(Task to complete): Find the string "html" and gather every line that holds it.

(Data lines):

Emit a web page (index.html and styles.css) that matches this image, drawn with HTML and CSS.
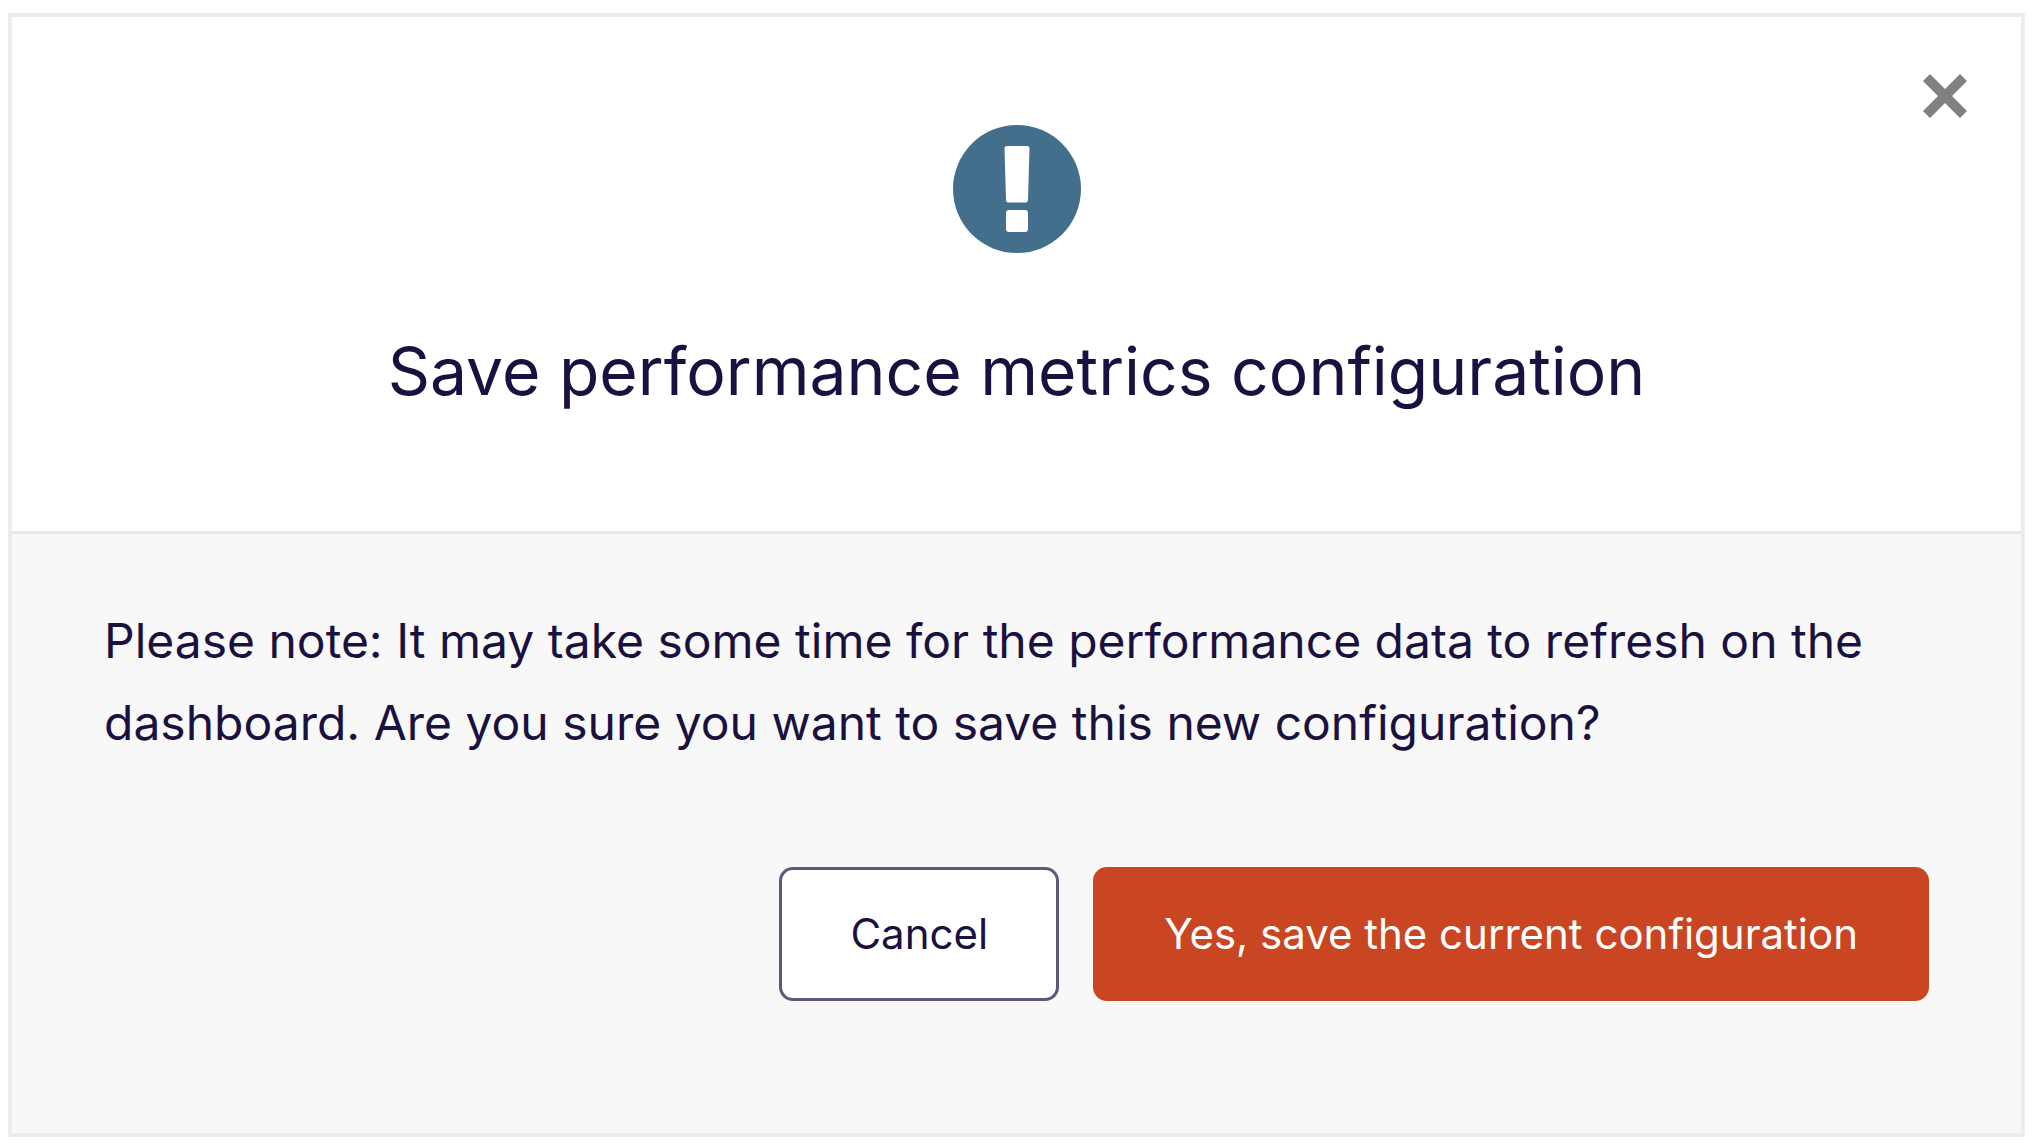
FILE: index.html
```
<!DOCTYPE html>
<html lang="en">
<head>
  <meta charset="UTF-8" />
  <meta name="viewport" content="width=device-width, initial-scale=1" />
  <title>Save performance metrics configuration</title>
  <link rel="stylesheet" href="styles.css">
</head>
<body>

  <section class="modal" role="dialog" aria-labelledby="modal-title" aria-describedby="modal-text">
    <header class="modal-header">
      <button class="close-btn" type="button" aria-label="Close">
        <svg viewBox="0 0 44 44" aria-hidden="true">
          <path d="M0 7 7 0 22 15 37 0 44 7 29 22 44 37 37 44 22 29 7 44 0 37 15 22Z" fill="#808080" />
        </svg>
      </button>
      <svg class="alert-icon" viewBox="0 0 128 128" aria-hidden="true">
        <circle cx="64" cy="64" r="64" fill="#446f8c" />
        <path d="M54 21h20q2.500 0 2.500 2.500L75 75q0 2.500-2.500 2.500h-17q-2.500 0-2.500-2.500L51.500 23.500Q51.500 21 54 21Z" fill="#fff" />
        <rect x="53" y="85" width="22" height="22" rx="3" fill="#fff" />
      </svg>
      <h1 class="modal-title" id="modal-title">Save performance metrics configuration</h1>
    </header>

    <div class="modal-body">
      <p class="modal-text" id="modal-text">Please note: It may take some time for the performance data to refresh on the dashboard. Are you sure you want to save this new configuration?</p>
      <div class="modal-actions">
        <button class="btn btn-cancel" type="button">Cancel</button>
        <button class="btn btn-save" type="button">Yes, save the current configuration</button>
      </div>
    </div>
  </section>

</body>
</html>
```
FILE: styles.css
```
* {
  box-sizing: border-box;
}
body {
  display: flex;
  min-height: 100vh;
  margin: 0;
  padding: 13px 9px 9px 8px;
  background: #fff;
  color: #1b1140;
  font-family: Inter, "Liberation Sans", sans-serif;
}
.modal {
  position: relative;
  display: flex;
  flex-direction: column;
  flex: 1;
  border: 4px solid #ebecec;
}
.modal-header {
  display: flex;
  flex-direction: column;
  align-items: center;
  padding: 108px 92px 116px;
  border-bottom: 3px solid #e8e8e8;
}
.close-btn {
  position: absolute;
  top: 57px;
  right: 54px;
  width: 44px;
  height: 44px;
  padding: 0;
  border: none;
  background: none;
  cursor: pointer;
}
.close-btn svg {
  display: block;
}
.alert-icon {
  width: 128px;
  height: 128px;
}
.modal-title {
  margin: 74px 0 0;
  font-size: 66px;
  font-weight: 400;
  line-height: 88px;
  text-align: center;
}
.modal-body {
  flex: 1;
  padding: 66px 92px;
  background: #f8f8f8;
}
.modal-text {
  margin: 0;
  font-size: 48px;
  line-height: 82px;
}
.modal-actions {
  display: flex;
  justify-content: flex-end;
  gap: 34px;
  margin-top: 103px;
}
.btn {
  padding: 42px 68px;
  border: 3px solid #5f587c;
  border-radius: 14px;
  font-family: inherit;
  font-size: 42px;
  line-height: 44px;
  cursor: pointer;
}
.btn-cancel {
  background: #fff;
  color: #1b1140;
}
.btn-save {
  border-color: #ca4521;
  background: #ca4521;
  color: #fff;
}
```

(Solved problem):
Emit a web page (index.html and styles.css) that matches this image, drawn with HTML and CSS.
FILE: index.html
<!DOCTYPE html>
<html lang="en">
</html>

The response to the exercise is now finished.